Impeachment newsletter new offering from parody tweeter
One Friday morning last September, as the Democrats prepared to launch an impeachment inquiry into President Donald Trump, Dan Sinker had a thought.
As he rode the train to see a friend — “in that interstitial train time when you’re not doing anything,” as he puts it — he got to wondering: Why hadn’t the Democrats set up a website to explain what was going on? Something that consolidated the news, the reasoning, the next steps?
Sinker’s thoughts often travel quickly from his brain to Twitter, and so he tweeted what he now calls his “offhanded comment.”
Enthusiastic replies rolled in so fast that by the end of the train ride he had another thought. He tweeted that too:
“I’m just gonna have to do this aren’t I.”
And that’s how Sinker’s popular newsletter, impeachment.fyi, was born, despite the facts that A) he didn’t know how to do an online newsletter and B) when he polled his Twitter followers on that same September day, 57% of respondents said, “no not another newsletter.”
Sinker is an independent journalist and writer who may be best known as the author behind @MayorEmanuel, the parody Twitter account that The Atlantic magazine called “the best fake Twitter account ever, deftly satirizing Rahm Emanuel, and elevating the tweet and the F-word to the level of literature.”

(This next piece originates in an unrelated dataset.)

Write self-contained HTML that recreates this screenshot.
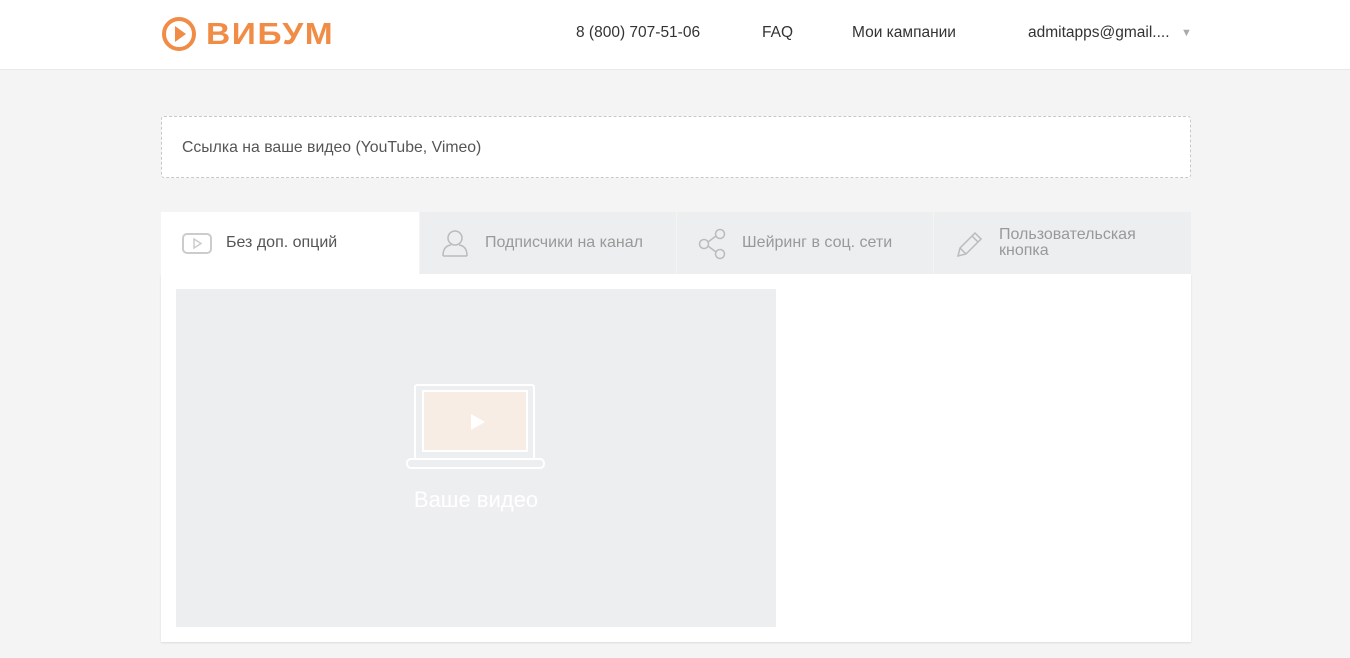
<!DOCTYPE html>
<html><head><meta charset="utf-8"><style>
body{margin:0;width:1350px;height:658px;background:#f4f4f4;font-family:"Liberation Sans",sans-serif;position:relative;overflow:hidden}
.hdr{position:absolute;left:0;top:0;width:1350px;height:69px;background:#fff;border-bottom:1px solid #e8e8e8}
.nav{position:absolute;top:24px;font-size:15.5px;color:#333}
.inp{position:absolute;left:161px;top:116px;width:1028px;height:60px;background:#fff;border:1px dashed #c8c8c8;border-radius:3px}
.inp span{position:absolute;left:20px;top:22px;font-size:15.8px;color:#555}
.tab{position:absolute;top:212px;height:62px;width:256px;background:#edeef0;color:#999;font-size:16px}
.tab svg{position:absolute;left:20px;top:16px}
.tab .t{position:absolute;left:65px;top:22px;line-height:16px}
.panel{position:absolute;left:161px;top:274px;width:1030px;height:368px;background:#fff;box-shadow:0 1px 2px rgba(0,0,0,.1)}
.vid{position:absolute;left:176px;top:289px;width:600px;height:338px;background:#edeef0}
</style></head><body>
<div class="hdr">
<svg style="position:absolute;left:161px;top:16px" width="36" height="36" viewBox="0 0 36 36"><circle cx="18" cy="18" r="15" fill="none" stroke="#f08c45" stroke-width="4"/><path d="M14 10 L25 18 L14 26Z" fill="#f08c45"/></svg>
<div style="position:absolute;left:206px;top:16px;font-size:31px;font-weight:bold;color:#f08c45;letter-spacing:1.5px;transform:scaleX(1.08);transform-origin:left">ВИБУМ</div>
<div class="nav" style="left:576px">8 (800) 707-51-06</div>
<div class="nav" style="left:762px">FAQ</div>
<div class="nav" style="left:852px">Мои кампании</div>
<div class="nav" style="left:1028px">admitapps@gmail....</div>
<div class="nav" style="left:1181px;color:#aaa;font-size:11px;top:27px">▼</div>
</div>
<div class="inp"><span>Ссылка на ваше видео (YouTube, Vimeo)</span></div>
<div class="panel"></div>
<div class="tab" style="left:161px;width:258px;background:#fff;color:#555"><svg width="32" height="30"><rect x="2" y="6" width="28" height="19" rx="4" fill="none" stroke="#ccc" stroke-width="2"/><path d="M13 11 L20 15.5 L13 20Z" fill="none" stroke="#ccc" stroke-width="1.5"/></svg><div class="t" style="top:23px">Без доп. опций</div></div>
<div class="tab" style="left:420px"><svg width="30" height="30"><circle cx="15" cy="10" r="7" fill="none" stroke="#bbb" stroke-width="1.5"/><path d="M3 28 Q3 18 11 17 M27 28 Q27 18 19 17 M3 28H27" fill="none" stroke="#bbb" stroke-width="1.5"/></svg><div class="t" style="top:23px">Подписчики на канал</div></div>
<div class="tab" style="left:677px"><svg width="30" height="32"><circle cx="23" cy="6" r="4.5" fill="none" stroke="#bbb" stroke-width="1.5"/><circle cx="7" cy="16" r="4.5" fill="none" stroke="#bbb" stroke-width="1.5"/><circle cx="23" cy="26" r="4.5" fill="none" stroke="#bbb" stroke-width="1.5"/><path d="M11 14L19 8M11 18L19 24" stroke="#bbb" stroke-width="1.5"/></svg><div class="t" style="top:23px">Шейринг в соц. сети</div></div>
<div class="tab" style="left:934px;width:257px"><svg width="30" height="32"><path d="M4 28 L6 20 L21 5 L27 11 L12 26Z M6 20 L12 26 M18 8 L24 14" fill="none" stroke="#bbb" stroke-width="1.5"/></svg><div class="t" style="top:15px">Пользовательская<br>кнопка</div></div>
<div class="vid"></div>
<svg style="position:absolute;left:405px;top:383px" width="142" height="88"><rect x="10" y="2" width="119" height="74" rx="2" fill="none" stroke="#fff" stroke-width="2"/><rect x="18" y="8" width="104" height="60" fill="#f7ede4" stroke="#fff" stroke-width="2"/><path d="M66 31 L80 39 L66 47Z" fill="#fff"/><rect x="2" y="76" width="137" height="9" rx="4" fill="none" stroke="#fff" stroke-width="2"/></svg>
<div style="position:absolute;left:176px;width:600px;top:487px;text-align:center;color:#fff;font-size:22px">Ваше видео</div>
</body></html>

What he’s aiming for with the newsletter, however, isn’t satire. His opinion is generally clear — he calls himself a progressive — but he keeps the snark and commentary in check.
“Part of the problem we have right now,” he said Friday, “is outrage cycles burn everyone out. Clickbait opinion pieces burn everybody out. I don’t want to contribute to that. This isn’t about making people outraged. This isn’t about girding people for a fight. This is a utility: Here’s what happened.”
Down in the basement of the Evanston home where he lives with his wife and two kids, Sinker, who’s 45, quickly figured out newsletter technology. In the relatively calmer days of late 2019, he spent a couple of hours most afternoons sifting through news he collected during the day — from newspapers, TV, Twitter — then reducing it to a list of bullet-point items he could mail out by 6 p.m.
It was a novel notion at the start. But as impeachment heated up, mainstream news organizations started their own newsletters, podcasts and blogs aimed at shrinking the onslaught into something more userfriendly.
Fine by him.
“It would be very, very silly for me,” he said, “a person who is writing a newsletter that is hooked into everyone else’s reporting, to say, ‘Hey, I’m doing this and you can’t.’”
Despite the competition, Sinker’s newsletter has attracted 12,000 subscribers, by his count. No one has to pay, but many leave an online tip. He’s been making enough money to make it worth the work.
Sinker’s followers seem to like his newsletter precisely because he’s not part of an institution, though he’s always careful to link to the institutions that provide his information. In that way, the story of his newsletter is as much about news dissemination as it is about the news itself.
“Reading his newsletter feels like a very well-informed and sincere friend is trying to help regular people make sense of an exceedingly complex and consequential event,” says Jennifer Brandel, who founded WBEZ’s popular “Curious City” radio show and now runs her own company, Hearken. She calls his newsletter “empowering.”
Farran Nehme, a film writer, subscribed after hearing about it on Twitter.
“The newsletter consolidates the insanity and also makes it concise,” she says. “I still read in-depth reports and investigations, but I can’t do it every day … and frankly it wouldn’t be good for my mental health. I don’t know Dan and I often hope he’s holding up OK himself.”
He is. But in the past week, as the trial days have gone deep into the night, it gets harder.
“This is my first-ever foray into daily news,” he said. “Turns out daily news is hard. And it means I’m not around for dinner because I’m in the basement writing. That sucks because I like my family, and it sucks because I’m the one who usually cooks dinner.”
But he enjoys the challenge of boiling hours of testimony down into the most relevant points, and he feels obligated to get the newsletter out as quickly as possible when the day’s events are over.
At 9:39 p.m. Thursday, he tweeted: “OK, the trial is over for the night and tonight’s http://impeachment.fyi update should be up and with subscribers in about 20-30 minutes, hopefully.”
At 10:38, he wrote: “hahaha clearly it’s taking longer than that, as I’ve rewritten one bullet point like four times. Soon though!”
At 11:19: “OK, phew, tonight’s http://impeachment.fyi update is *finally* done and is reaching subscribers now. Sorry for the delay my brain just like seriously noped out there for a bit.”
The impeachment news has left a lot of us feeling seriously noped out on occasion, which is why Sinker’s experiment appeals to so many. We’re all living through this great moment that will soon be called history trying to understand without feeling overwhelmed.
“There’s a utility to news which is about saving people from news, right?” he said.
So he intends to keep going.
“At this point,” he said, “this whole story is ride or die till it’s done.”